In this sense, the São Paulo Forum represents an important tool that the Brazilian president does not intend to give up. For these reasons, Lula’s return is also the return of the Forum. But is it a project with unquestionably democratic roots?
By all means
The founding of the São Paulo Forum well reflects the dilemmas that to this day continue to accompany the organization. On the one hand, we see Lula da Silva, a social fighter coming from the trade union world who for years confronted a dictatorial and military regime, until he democratically became the president of his nation. On the other hand, we find Fidel Castro, a charismatic guerrilla fighter who, after leading the overthrow of the dictatorial regime of Fulgencio Batista, became a Stalinist autocrat.
However, their different paths did not prevent them from understanding each other wonderfully to create an organization in which that controversial cohabitation persists over time to become a trademark of the house. What really matters to everyone in this marriage is to consolidate a continental hegemony of the left. In this scenario, the most respectful of democracy close their eye to the excesses committed by their more brutal colleagues. Hence, the Forum has not only impassively contemplated the authoritarian drift of several of its members and close associates, but has even gone so far as to celebrate them. Did anything different happen at the last meeting?
The base document
The XXVI São Paulo Forum took place between June 30 and July 2 of this year. Some 270 representatives of 57 different organizations, including political parties, NGOs, research centers and other entities of the Latin American left gathered on this occasion. The spirit of the meeting had been previously set out in the Base Document published two weeks earlier.
The first point of this document recognizes “a favorable change in the correlation of forces [for the left], marked by popular rebellions in almost the entire continent”, while the seventh point declares without the embarrassment that “In addition to the firmness and advances in Cuba, Venezuela, and Nicaragua, electoral victories have been added”.
In other words, the leftist dictatorships of the region represent the consolidation of the objectives shared by the members of the Forum, who in the twelfth point affirm that “history has taught us that only the unity in diversity of the political forces of the left, the social and popular movements and the progressive intelligentsia will allow us to confront North American imperialism”.

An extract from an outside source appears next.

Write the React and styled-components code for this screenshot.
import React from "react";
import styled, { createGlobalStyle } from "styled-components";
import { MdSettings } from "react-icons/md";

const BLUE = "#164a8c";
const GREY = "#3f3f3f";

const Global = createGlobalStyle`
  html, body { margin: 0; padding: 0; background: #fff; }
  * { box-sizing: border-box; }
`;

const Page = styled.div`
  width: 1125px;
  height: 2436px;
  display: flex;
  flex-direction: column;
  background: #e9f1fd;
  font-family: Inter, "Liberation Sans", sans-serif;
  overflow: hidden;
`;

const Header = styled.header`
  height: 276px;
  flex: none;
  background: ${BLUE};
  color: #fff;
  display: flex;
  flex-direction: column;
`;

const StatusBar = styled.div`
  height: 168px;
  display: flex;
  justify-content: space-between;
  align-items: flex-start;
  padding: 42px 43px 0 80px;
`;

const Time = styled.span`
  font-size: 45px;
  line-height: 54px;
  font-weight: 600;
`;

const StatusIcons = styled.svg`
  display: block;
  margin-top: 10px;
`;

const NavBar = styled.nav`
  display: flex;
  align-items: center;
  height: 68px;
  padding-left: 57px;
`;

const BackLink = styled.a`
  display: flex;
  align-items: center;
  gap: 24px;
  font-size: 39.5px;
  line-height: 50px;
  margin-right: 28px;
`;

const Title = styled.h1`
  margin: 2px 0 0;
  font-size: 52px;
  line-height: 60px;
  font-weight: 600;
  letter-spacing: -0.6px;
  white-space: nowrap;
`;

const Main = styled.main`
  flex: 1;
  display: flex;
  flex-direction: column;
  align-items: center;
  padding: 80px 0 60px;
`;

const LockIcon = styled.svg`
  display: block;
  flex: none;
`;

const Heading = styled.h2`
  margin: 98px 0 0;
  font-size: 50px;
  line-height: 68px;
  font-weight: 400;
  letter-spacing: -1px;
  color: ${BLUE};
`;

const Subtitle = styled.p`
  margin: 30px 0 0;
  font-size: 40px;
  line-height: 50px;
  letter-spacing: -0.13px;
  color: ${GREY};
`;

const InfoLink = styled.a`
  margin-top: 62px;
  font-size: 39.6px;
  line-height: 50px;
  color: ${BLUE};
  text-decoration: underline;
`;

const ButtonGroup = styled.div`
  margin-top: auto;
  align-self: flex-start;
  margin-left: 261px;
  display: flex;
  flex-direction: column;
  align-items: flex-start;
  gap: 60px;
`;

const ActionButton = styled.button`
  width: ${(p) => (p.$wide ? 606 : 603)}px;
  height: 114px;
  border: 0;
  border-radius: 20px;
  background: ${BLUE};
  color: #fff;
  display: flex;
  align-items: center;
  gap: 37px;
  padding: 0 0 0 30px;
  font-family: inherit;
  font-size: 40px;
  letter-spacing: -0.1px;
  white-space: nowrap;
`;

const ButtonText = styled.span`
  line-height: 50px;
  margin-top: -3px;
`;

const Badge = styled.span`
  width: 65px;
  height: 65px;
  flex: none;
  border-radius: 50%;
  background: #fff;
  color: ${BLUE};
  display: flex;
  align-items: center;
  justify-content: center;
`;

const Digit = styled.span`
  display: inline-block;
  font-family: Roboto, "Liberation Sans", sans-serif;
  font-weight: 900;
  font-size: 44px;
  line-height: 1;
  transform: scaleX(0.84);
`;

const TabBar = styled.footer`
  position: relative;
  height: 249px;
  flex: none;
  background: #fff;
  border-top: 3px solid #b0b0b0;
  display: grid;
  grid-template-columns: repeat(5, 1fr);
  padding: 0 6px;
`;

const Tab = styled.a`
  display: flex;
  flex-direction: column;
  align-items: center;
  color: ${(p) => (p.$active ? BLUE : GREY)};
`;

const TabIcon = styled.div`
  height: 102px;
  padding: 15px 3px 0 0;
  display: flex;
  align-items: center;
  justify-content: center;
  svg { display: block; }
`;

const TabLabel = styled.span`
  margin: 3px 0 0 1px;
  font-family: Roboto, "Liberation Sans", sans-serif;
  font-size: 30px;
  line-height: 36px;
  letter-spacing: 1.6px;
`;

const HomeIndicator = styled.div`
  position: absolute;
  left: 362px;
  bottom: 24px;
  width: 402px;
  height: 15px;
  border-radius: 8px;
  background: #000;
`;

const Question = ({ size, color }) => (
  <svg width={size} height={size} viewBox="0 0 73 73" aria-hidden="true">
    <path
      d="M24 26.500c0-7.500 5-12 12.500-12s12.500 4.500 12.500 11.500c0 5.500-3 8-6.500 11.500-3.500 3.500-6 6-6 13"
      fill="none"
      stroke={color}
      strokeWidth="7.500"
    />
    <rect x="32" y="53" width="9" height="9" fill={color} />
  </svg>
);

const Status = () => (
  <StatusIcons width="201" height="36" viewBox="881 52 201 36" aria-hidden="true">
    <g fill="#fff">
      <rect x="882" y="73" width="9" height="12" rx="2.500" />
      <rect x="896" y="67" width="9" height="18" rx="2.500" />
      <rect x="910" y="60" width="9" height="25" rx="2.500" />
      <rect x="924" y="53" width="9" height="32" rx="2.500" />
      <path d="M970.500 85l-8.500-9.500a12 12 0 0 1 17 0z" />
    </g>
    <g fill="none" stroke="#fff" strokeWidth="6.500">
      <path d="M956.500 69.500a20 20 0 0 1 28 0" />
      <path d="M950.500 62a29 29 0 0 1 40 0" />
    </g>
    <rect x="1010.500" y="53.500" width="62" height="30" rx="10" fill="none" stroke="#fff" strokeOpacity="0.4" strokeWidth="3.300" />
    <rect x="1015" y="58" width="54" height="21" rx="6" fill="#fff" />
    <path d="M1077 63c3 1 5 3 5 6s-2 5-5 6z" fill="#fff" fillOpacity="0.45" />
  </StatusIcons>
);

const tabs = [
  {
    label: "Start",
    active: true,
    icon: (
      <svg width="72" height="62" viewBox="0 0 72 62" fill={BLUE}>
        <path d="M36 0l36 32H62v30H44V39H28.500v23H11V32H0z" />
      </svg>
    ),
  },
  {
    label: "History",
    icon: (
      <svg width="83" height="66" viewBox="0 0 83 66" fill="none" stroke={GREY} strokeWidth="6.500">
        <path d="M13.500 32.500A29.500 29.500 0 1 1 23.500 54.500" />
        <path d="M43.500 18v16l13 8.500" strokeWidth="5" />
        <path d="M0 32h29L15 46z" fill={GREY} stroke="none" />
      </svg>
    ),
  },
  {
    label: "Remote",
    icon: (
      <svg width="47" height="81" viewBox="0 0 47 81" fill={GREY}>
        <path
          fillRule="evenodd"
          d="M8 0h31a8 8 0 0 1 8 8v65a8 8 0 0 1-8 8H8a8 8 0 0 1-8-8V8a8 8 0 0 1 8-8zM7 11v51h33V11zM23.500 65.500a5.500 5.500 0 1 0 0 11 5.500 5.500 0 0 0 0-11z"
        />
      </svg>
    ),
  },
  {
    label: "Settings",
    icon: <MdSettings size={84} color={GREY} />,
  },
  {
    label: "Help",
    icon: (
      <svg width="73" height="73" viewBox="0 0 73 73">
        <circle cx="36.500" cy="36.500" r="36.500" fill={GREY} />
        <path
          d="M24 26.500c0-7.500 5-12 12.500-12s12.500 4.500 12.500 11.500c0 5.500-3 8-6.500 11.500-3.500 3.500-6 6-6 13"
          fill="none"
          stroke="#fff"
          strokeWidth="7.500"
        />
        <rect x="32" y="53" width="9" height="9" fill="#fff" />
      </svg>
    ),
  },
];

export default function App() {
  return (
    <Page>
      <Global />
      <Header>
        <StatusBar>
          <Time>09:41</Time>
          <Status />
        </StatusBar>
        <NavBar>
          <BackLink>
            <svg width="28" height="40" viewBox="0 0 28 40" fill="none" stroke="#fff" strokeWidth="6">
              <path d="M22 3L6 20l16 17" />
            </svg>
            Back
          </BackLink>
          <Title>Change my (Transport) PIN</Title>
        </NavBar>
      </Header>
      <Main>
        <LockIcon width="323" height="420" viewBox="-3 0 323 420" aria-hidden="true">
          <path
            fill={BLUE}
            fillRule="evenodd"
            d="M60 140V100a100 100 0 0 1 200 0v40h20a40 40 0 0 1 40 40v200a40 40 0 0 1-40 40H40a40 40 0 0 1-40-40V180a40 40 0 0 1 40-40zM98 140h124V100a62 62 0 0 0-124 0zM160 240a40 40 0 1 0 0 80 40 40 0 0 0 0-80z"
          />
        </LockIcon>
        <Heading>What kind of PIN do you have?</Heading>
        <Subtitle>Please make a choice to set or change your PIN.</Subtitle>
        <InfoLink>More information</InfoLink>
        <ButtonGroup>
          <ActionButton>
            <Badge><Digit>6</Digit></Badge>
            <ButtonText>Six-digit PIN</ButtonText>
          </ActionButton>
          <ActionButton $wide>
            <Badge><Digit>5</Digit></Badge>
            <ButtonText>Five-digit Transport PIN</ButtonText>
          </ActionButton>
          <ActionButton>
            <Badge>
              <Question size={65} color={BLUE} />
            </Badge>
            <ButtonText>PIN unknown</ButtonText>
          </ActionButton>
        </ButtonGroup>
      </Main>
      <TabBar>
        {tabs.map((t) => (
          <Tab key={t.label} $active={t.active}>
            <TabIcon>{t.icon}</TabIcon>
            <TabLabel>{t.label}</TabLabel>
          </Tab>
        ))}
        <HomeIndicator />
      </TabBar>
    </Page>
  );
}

In light of the facts, the unity referred to does not distinguish between democrats and autocrats, and this seems to be ratified in the last point of the document, where by way of conclusion it urges to build “the broadest unity in the diversity of the parties, the social and popular movements and the progressive and leftist intelligentsia within each organization, country, and continent”.
Without any concession
In the days leading up to the XXVI São Paulo Forum, President Lula da Silva reportedly expressed his interest in the meeting concluding with a resolution condemning the crimes committed by Daniel Ortega’s dictatorship in Nicaragua. Clearly, such a gesture, even without including similar statements against the autocracies ruling Cuba and Venezuela, would have been a step forward. The reality, however, is that the XXVI São Paulo Forum culminated without issuing any condemnatory statement regarding the leftist dictatorships in countries that together brutally and unjustly deprive more than 1,400 political prisoners of their freedom.
On the contrary, the São Paulo Forum ratified its solidarity with those regimes, as stated in the twentieth point of the Base Document. This condemns “the intensified economic, commercial and financial blockade imposed on Cuba and its inclusion in the spurious list of State sponsors of terrorism”, as well as “the coercive measures and unilateral sanctions against Venezuela and Nicaragua”.
Lula, for his part, not only continued to defend the normalization of relations between the democratic governments of the hemisphere and the dictatorial regime of Nicolás Maduro, but also took the liberty of pointing out, on the eve of this new meeting of the Forum, that “Venezuela has more elections than Brazil”. With this, according to the Brazilian president, it would be evident that the concept of democracy “is relative”, which would make it very questionable that the Venezuelan regime be qualified as anti-democratic.
Washing the face of authoritarianism
Paradoxically, while Lula publicly demanded Maduro’s exit through elections, administrative instances controlled by the latter in Venezuela disqualified, through a shady procedure, María Corina Machado for 15 years from holding any popularly elected office. The measure was published just when Machado clearly became the main candidate of the Venezuelan opposition.
In short, the reality is there for all to see: the members of the São Paulo Forum who work within the parameters of democracy always end up supporting, actively and passively, those who exercise power autocratically, thus helping to wash their faces before the whole world. Such an organization constitutes an obvious risk to the democratic stability of the continent.